With regard to these figures, it is evident that “few if any businesses can escape making some effort to use Internet applications to improve their value chain activities”[10]. There are powerful forces that pressure companies to adopt Internet technology, and these forces are mainly driven by the appeal of websites and portals in the United States and Europe, by the potential to gain capital investments from investors who are a seeking global presence, and by the opportunities for exchanging e-mails and e-business transactions anywhere in the world.[11] So many companies see themselves in the need to not only recognize the rising sales volume in the internet market, but also develop new strategies to remain competitive in the market and to realize profits out of their new developed business possibilities.

2.3. Research Methods

Generally, there are two kinds of research methods, which are primary research and secondary research. Primary research includes the collection and generation of new information through e.g. expert interviews, experiments, surveys or observation. Both of these research methods are applied onto this thesis. In the theoretical parts of Chapter 3 and Chapter 4 the theoretical background results from secondary research, which is “based on already existing information, e.g. studies, statistics, or books about marketing”[12]. The sources of information used in these chapters are books, magazines, newspaper articles and internet sources. For most of the information research the database OPAC – Online Public Access Catalogue – has been used to find appropriate reading about the subject of this thesis.[13]

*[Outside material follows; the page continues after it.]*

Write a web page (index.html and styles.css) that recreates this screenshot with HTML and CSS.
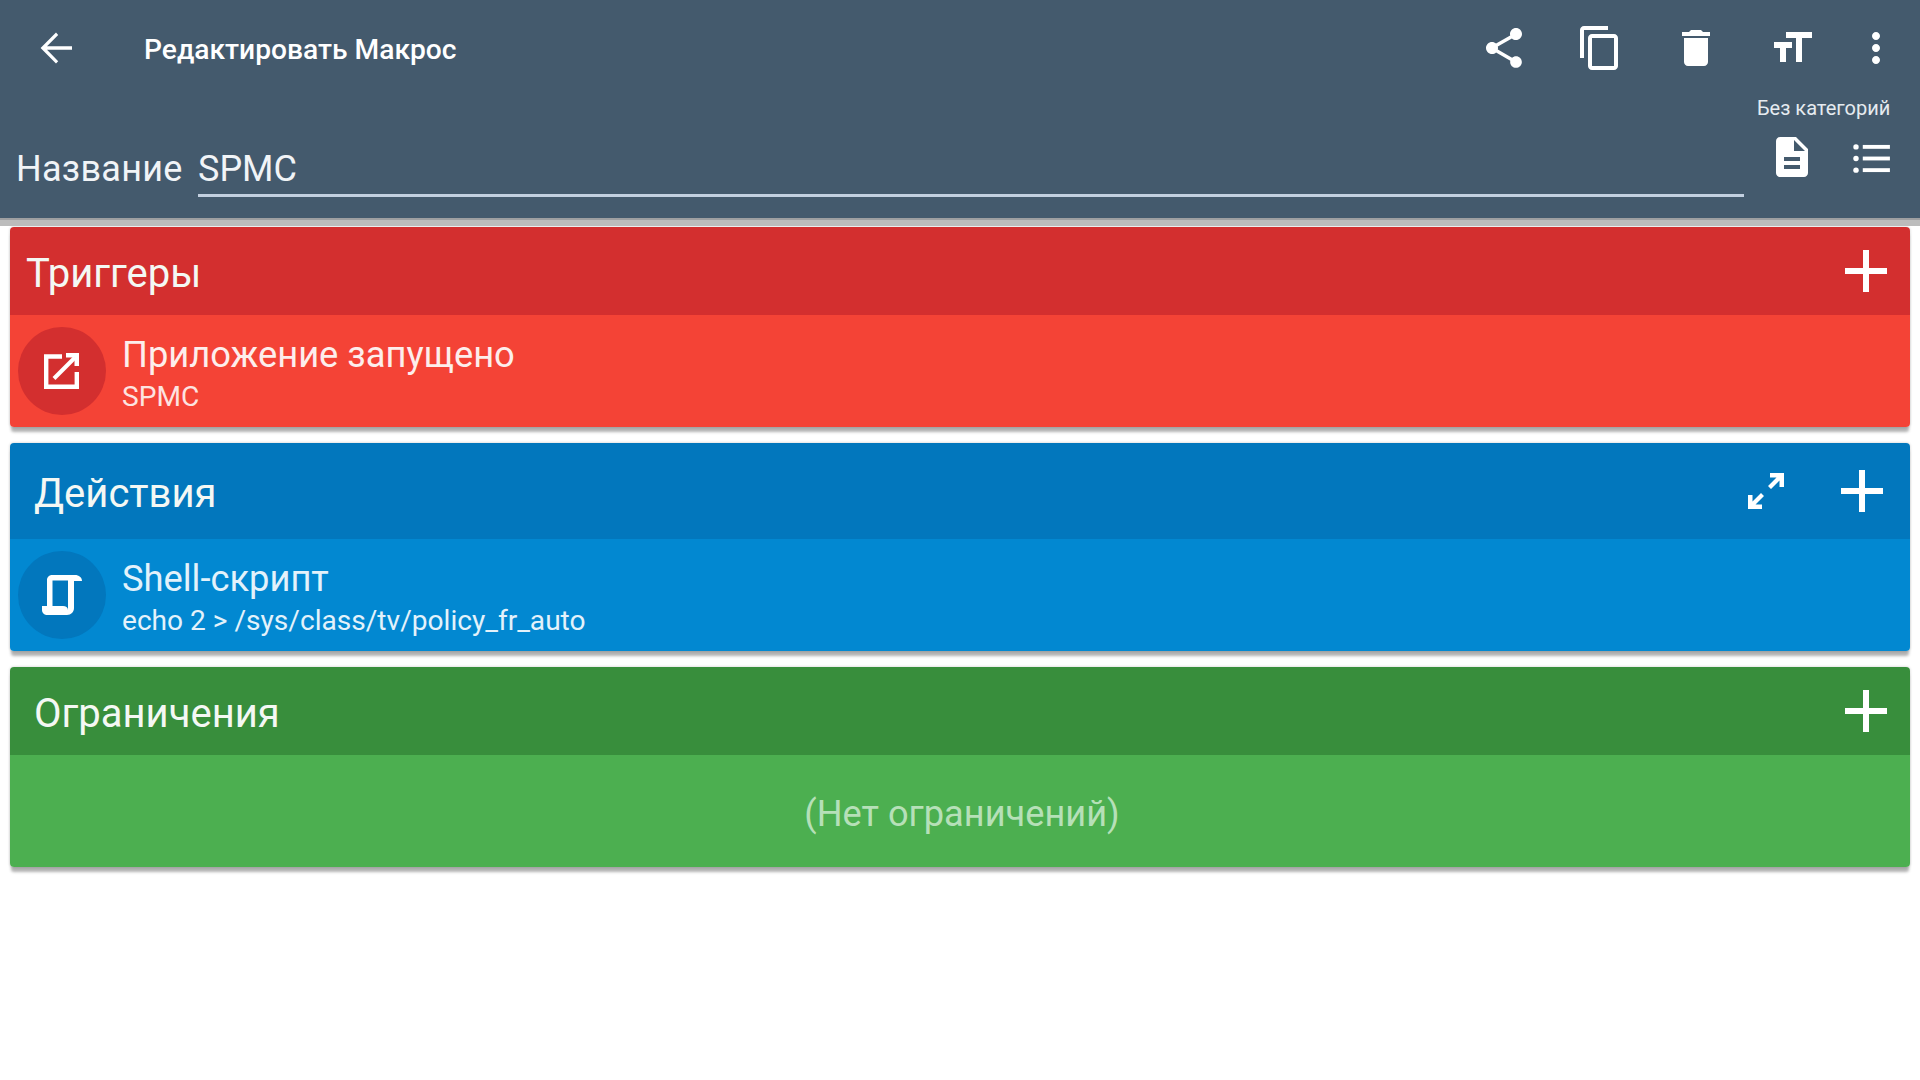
FILE: index.html
```html
<!DOCTYPE html>
<html lang="ru">

<head>
    <meta charset="UTF-8">
    <title>Редактировать Макрос</title>
    <link rel="stylesheet" href="styles.css">
</head>

<body>
    <header class="header">
        <div class="toolbar">
            <svg class="icon back" viewBox="0 0 24 24"><path d="M20 11.100H7.500l5.600-5.600L12 4.300 4.300 12l7.700 7.700 1.100-1.100-5.600-5.700H20z"/></svg>
            <div class="title">Редактировать Макрос</div>
            <svg class="icon share" viewBox="0 0 24 24"><path d="M18 16.08c-.76 0-1.44.3-1.96.77L8.91 12.7c.05-.23.09-.46.09-.7s-.04-.47-.09-.7l7.05-4.11c.54.5 1.25.81 2.04.81 1.66 0 3-1.34 3-3s-1.34-3-3-3-3 1.34-3 3c0 .24.04.47.09.7L8.04 9.81C7.5 9.31 6.79 9 6 9c-1.66 0-3 1.34-3 3s1.34 3 3 3c.79 0 1.5-.31 2.04-.81l7.12 4.16c-.05.21-.08.43-.08.65 0 1.61 1.31 2.92 2.92 2.92 1.61 0 2.92-1.31 2.92-2.92s-1.31-2.92-2.92-2.92z"/></svg>
            <svg class="icon copy" viewBox="0 0 24 24"><path d="M16 1H4c-1.1 0-2 .9-2 2v14h2V3h12V1zm3 4H8c-1.1 0-2 .9-2 2v14c0 1.1.9 2 2 2h11c1.1 0 2-.9 2-2V7c0-1.1-.9-2-2-2zm0 16H8V7h11v14z"/></svg>
            <svg class="icon trash" viewBox="0 0 24 24"><path d="M6 19c0 1.1.9 2 2 2h8c1.1 0 2-.9 2-2V7H6v12zM19 4h-3.5l-1-1h-5l-1 1H5v2h14V4z"/></svg>
            <svg class="icon size" viewBox="0 0 24 24"><path d="M9 4v3h5v12h3V7h5V4H9zm-6 8h3v7h3v-7h3V9H3v3z"/></svg>
            <svg class="icon more" viewBox="0 0 24 24"><path d="M12 8c1.1 0 2-.9 2-2s-.9-2-2-2-2 .9-2 2 .9 2 2 2zm0 2c-1.1 0-2 .9-2 2s.9 2 2 2 2-.9 2-2-.9-2-2-2zm0 6c-1.1 0-2 .9-2 2s.9 2 2 2 2-.9 2-2-.9-2-2-2z"/></svg>
        </div>
        <div class="name-row">
            <div class="name-label">Название</div>
            <div class="name-input">SPMC</div>
            <div class="category">
                <div class="category-label">Без категорий</div>
                <div class="category-icons">
                    <svg class="icon" viewBox="0 0 24 24"><path d="M14 2H6c-1.1 0-1.99.9-1.99 2L4 20c0 1.1.89 2 1.99 2H18c1.1 0 2-.9 2-2V8l-6-6zm2 16H8v-2h8v2zm0-4H8v-2h8v2zm-3-5V3.5L18.5 9H13z"/></svg>
                    <svg class="icon list" viewBox="0 0 38 32"><circle cx="3" cy="4" r="2.800"/><circle cx="3" cy="16" r="2.800"/><circle cx="3" cy="28" r="2.800"/><rect x="10" y="2" width="28" height="4"/><rect x="10" y="14" width="28" height="4"/><rect x="10" y="26" width="28" height="4"/></svg>
                </div>
            </div>
        </div>
    </header>

    <main class="content">
        <section class="card triggers">
            <div class="card-head">
                <div class="card-title">Триггеры</div>
                <svg class="add" viewBox="0 0 24 24"><path d="M19 13h-6v6h-2v-6H5v-2h6V5h2v6h6v2z"/></svg>
            </div>
            <div class="card-item">
                <div class="badge">
                    <svg class="badge-icon" viewBox="0 0 36 38"><path class="line" d="M18 4.500H2.200v30.300h30.600V20"/><path class="line thin" d="M10 26.500 31 5.500"/><path d="M22 1h13v13h-4.500V5.500H22z"/></svg>
                </div>
                <div class="item-text">
                    <div class="item-name">Приложение запущено</div>
                    <div class="item-sub">SPMC</div>
                </div>
            </div>
        </section>

        <section class="card actions">
            <div class="card-head">
                <div class="card-title">Действия</div>
                <svg class="expand" viewBox="0 0 36 36"><path d="M22 0h14v14h-4.500V7.500L23 16l-3-3 8.500-8.500H22z"/><path d="M14 36H0V22h4.500v6.500L13 20l3 3-8.500 8.500H14z"/></svg>
                <svg class="add" viewBox="0 0 24 24"><path d="M19 13h-6v6h-2v-6H5v-2h6V5h2v6h6v2z"/></svg>
            </div>
            <div class="card-item">
                <div class="badge">
                    <svg class="badge-icon script" viewBox="0 0 40 40"><path fill-rule="evenodd" d="M10 0h23c3.900 0 7 2.500 7 6h-8v27c0 3.900-3 7-7 7H5c-2.800 0-5-2.200-5-5v-4h5V5c0-2.800 2.200-5 5-5zm.5 5.500V31H21c2.800 0 5 1.500 5 4V5.500z"/></svg>
                </div>
                <div class="item-text">
                    <div class="item-name">Shell-скрипт</div>
                    <div class="item-sub">echo 2 &gt; /sys/class/tv/policy_fr_auto</div>
                </div>
            </div>
        </section>

        <section class="card limits">
            <div class="card-head">
                <div class="card-title">Ограничения</div>
                <svg class="add" viewBox="0 0 24 24"><path d="M19 13h-6v6h-2v-6H5v-2h6V5h2v6h6v2z"/></svg>
            </div>
            <div class="card-empty">(Нет ограничений)</div>
        </section>
    </main>
</body>

</html>
```

FILE: styles.css
```css
* {
    margin: 0;
    padding: 0;
    box-sizing: border-box;
}

body {
    font-family: Roboto, 'Noto Sans', sans-serif;
    background: white;
    height: 1080px;
    overflow: hidden;
}

svg {
    display: block;
    fill: white;
    flex: none;
}

.icon {
    width: 48px;
    height: 48px;
}

/* top bar */
.header {
    background: #445a6d;
    height: 218px;
    box-shadow: 0 2px 0 #9e9fa1, 0 8px 0 #bcbcbc;
    position: relative;
}

.toolbar {
    display: flex;
    align-items: center;
    height: 96px;
    padding-left: 32px;
}

.title {
    color: white;
    font-size: 28.2px;
    font-weight: 500;
    margin-left: 64px;
    padding-top: 2px;
    flex: 1;
}

.copy {
    margin-left: 48px;
}

.trash {
    margin-left: 48px;
}

.size {
    margin-left: 48px;
}

.more {
    margin-left: 36px;
    margin-right: 20px;
}

.name-row {
    display: flex;
    height: 122px;
    padding-left: 16px;
}

.name-label {
    color: #f1f4f7;
    font-size: 36px;
    line-height: 42px;
    letter-spacing: 0.3px;
    margin-top: 52px;
    width: 182px;
}

.name-input {
    color: #f1f4f7;
    font-size: 36px;
    line-height: 42px;
    width: 1546px;
    height: 101px;
    padding-top: 52px;
    border-bottom: 3px solid #c3d0e0;
}

.category {
    margin-left: 13px;
    width: 136px;
}

.category-label {
    color: #e6ebf0;
    font-size: 20px;
    line-height: 24px;
}

.category-icons {
    display: flex;
    align-items: center;
    margin-top: 13px;
    margin-left: 11px;
}

.list {
    width: 37px;
    height: 31px;
    margin-left: 37px;
    margin-top: 2px;
}

/* cards */
.content {
    display: flex;
    flex-direction: column;
    gap: 16px;
    padding: 9px 10px 0;
}

.card {
    border-radius: 4px;
    overflow: hidden;
    box-shadow: 0 6px 3px -1px rgba(0, 0, 0, 0.3), 0 0 3px rgba(0, 0, 0, 0.2);
}

.card-head {
    display: flex;
    align-items: center;
    height: 88px;
    padding-left: 24px;
    padding-right: 8px;
}

.card-title {
    color: #f4f8f4;
    font-size: 40px;
    padding-top: 5px;
    flex: 1;
}

.add {
    width: 72px;
    height: 72px;
}

.expand {
    width: 36px;
    height: 36px;
    margin-right: 42px;
}

.card-item {
    display: flex;
    align-items: center;
    height: 112px;
    padding-left: 8px;
}

.badge {
    display: flex;
    align-items: center;
    justify-content: center;
    width: 88px;
    height: 88px;
    border-radius: 50%;
}

.badge-icon {
    width: 36px;
    height: 38px;
}

.script {
    width: 40px;
    height: 40px;
}

.line {
    fill: none;
    stroke: white;
    stroke-width: 4.4;
}

.thin {
    stroke-width: 4;
}

.item-text {
    margin-left: 16px;
    margin-top: 5px;
}

.item-name {
    color: #fdeeec;
    font-size: 36.3px;
    line-height: 44px;
}

.item-sub {
    color: #fde3e0;
    font-size: 28.1px;
    line-height: 36px;
    margin-top: 2px;
}

.card-empty {
    display: flex;
    align-items: center;
    justify-content: center;
    height: 112px;
    color: #b6e0b8;
    font-size: 36.2px;
    padding-left: 4px;
    padding-top: 4px;
}

.triggers .card-head {
    background: #d32f2f;
    padding-left: 16px;
}

.triggers .card-item {
    background: #f44336;
}

.triggers .badge {
    background: #d32f2f;
}

.actions .card-head {
    background: #0277bd;
    height: 96px;
}

.actions .card-item {
    background: #0288d1;
}

.actions .badge {
    background: #0277bd;
}

.actions .add {
    margin-right: 4px;
}

.actions .item-name,
.actions .item-sub {
    color: #e3f2fb;
}

.limits .card-head {
    background: #388e3c;
}

.limits .card-empty {
    background: #4caf50;
}
```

During the practical part about the internet company eBay in Chapter 5, primary research is the main source for the required information. Apart from two expert interviews with a public relations manager of eBay and the business manager of the online auction company echtwahr.de, a survey answered by eBay customers provides information of eBay and enables a more detailed analysis of the success of eBay. But also in this chapter, secondary research is used as a source to provide background information.

3. Competitive Strategies

This chapter deals with the analysis of major competitive strategies that a company has to take into consideration when entering a new market or when trying to catch up with its competitors. Also the relevant theories, which are applied onto the case part later on, are discussed in this chapter.

3.1. Major competitive Strategies in international Markets

Simply understanding customers is not sufficient enough any more in today’s management; the effort to watch the competitors closely might be the same effort as to care for the customers.[14] So the management of a company has to analyse the market situation and structure. One possibility to determine the profit attractiveness of a market or market segment is the model of Porter’s five forces, which can be seen in the following graph.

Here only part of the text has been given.